GZA/Genius – Liquid Swords (1995)

The world is ugly, the Wu is salvation. “Cliques control strips full clips are sprayed/Yellow tape barricades sidewalks where bodies lay/Madness strikes at twelve o’clock midnight/Stick-up kids on the ground broke the staircase light”–hideous portraits depicting the slummy underworld of Staten Island, this one painted by the aggressive Inspectah Deck in “Cold World.” Several bars later he describes a twelve-year-old girl’s accidental murder in a drive-by. The horrors are accompanied by samples of Frank Zappa, Stevie Wonder, The Dramatics and dialogue from Shogun Assassin, with Live smoothly crooning “you got me locked down in this cold, cold world.” Like all of Liquid Swords, it’s dense and harrowing. The production is game-changing: blurry synths and guitars, horns heated to maximum grind, eerie soundbytes. While heavy, nearly every track is an unforgettable head-bobber.

The haunted, grimy atmosphere is magnified by GZA’s flow and use of language. Armed with sweeping metaphors and wordplay, he elevates himself to the most sophisticated lyricist of the Clan. In “Gold,” he tells all: “He got swung on, his lungs was torn/the Kingpin just castled with his rook and lost a pawn/A regular on the block, and played lookout/For playing predator with a glock, he should have took out.” Crackheads aren’t crackheads, they’re “fiends.” GZA’s children don’t need food, but his “seeds need God-degree.” In “Investigative Reports,” his verse is structured as a crime scene, a tightened metaphor for his domination over weaker emcees. All nine Wu-Tang members perform at the top of their game on Liquid Swords, with lyricism heady and opaque enough to be dissertation-worthy.

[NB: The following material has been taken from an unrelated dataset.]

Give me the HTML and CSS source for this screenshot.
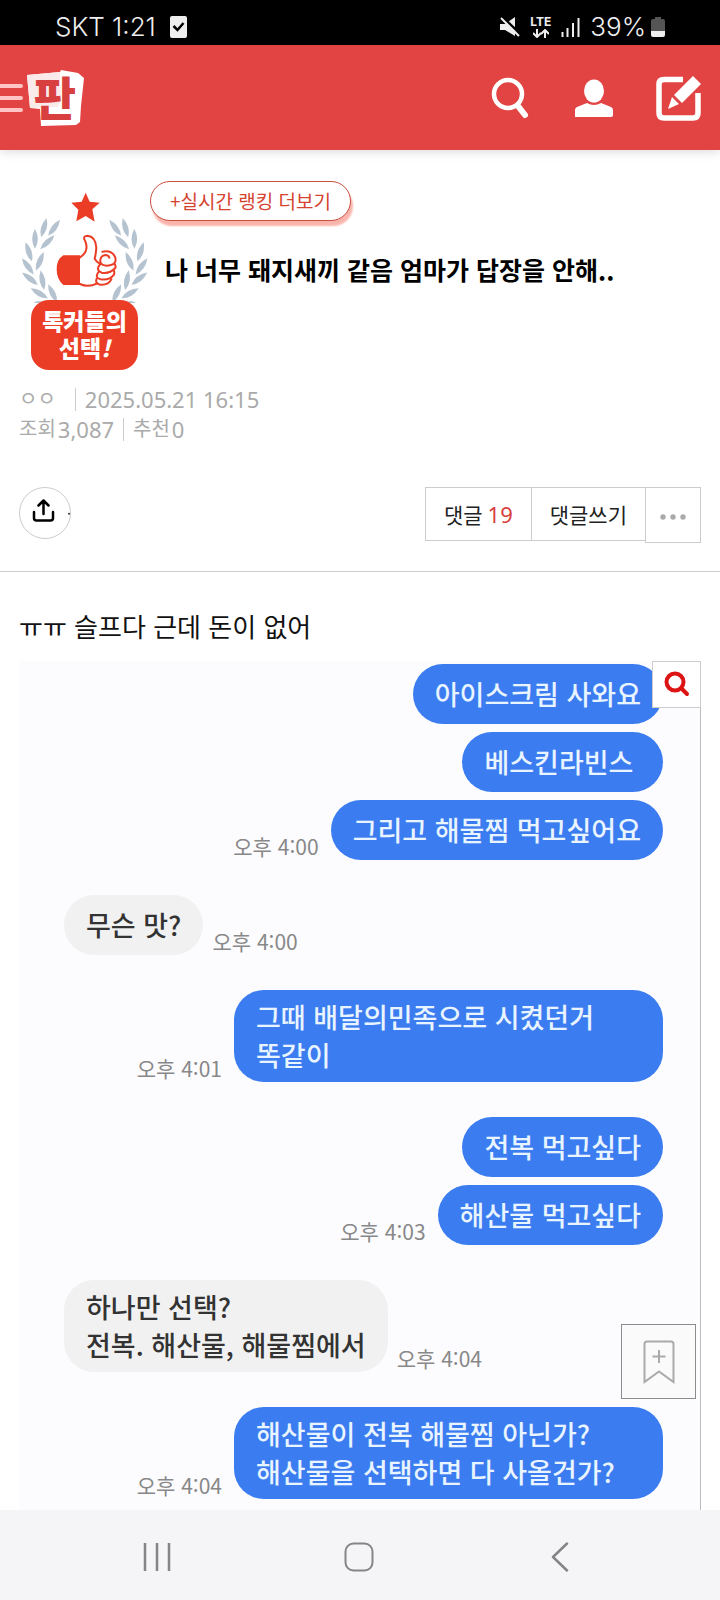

Liquid Swords is a dizzying listen. Headphones, car subwoofers, surround sound–that GZA and RZA have put forth their entire selves to earn this album’s perfection is clear no matter the medium. It’s a leaner, more sinister offspring of its father album, 36 Chambers. The layers go on forever.  GZA sees through it all, the cold truth of urban life, warnings against labels, chess, kung-fu, the government. He and the Clan synthesized their endowments, applying themselves at full. The result is so immaculate it’s scary.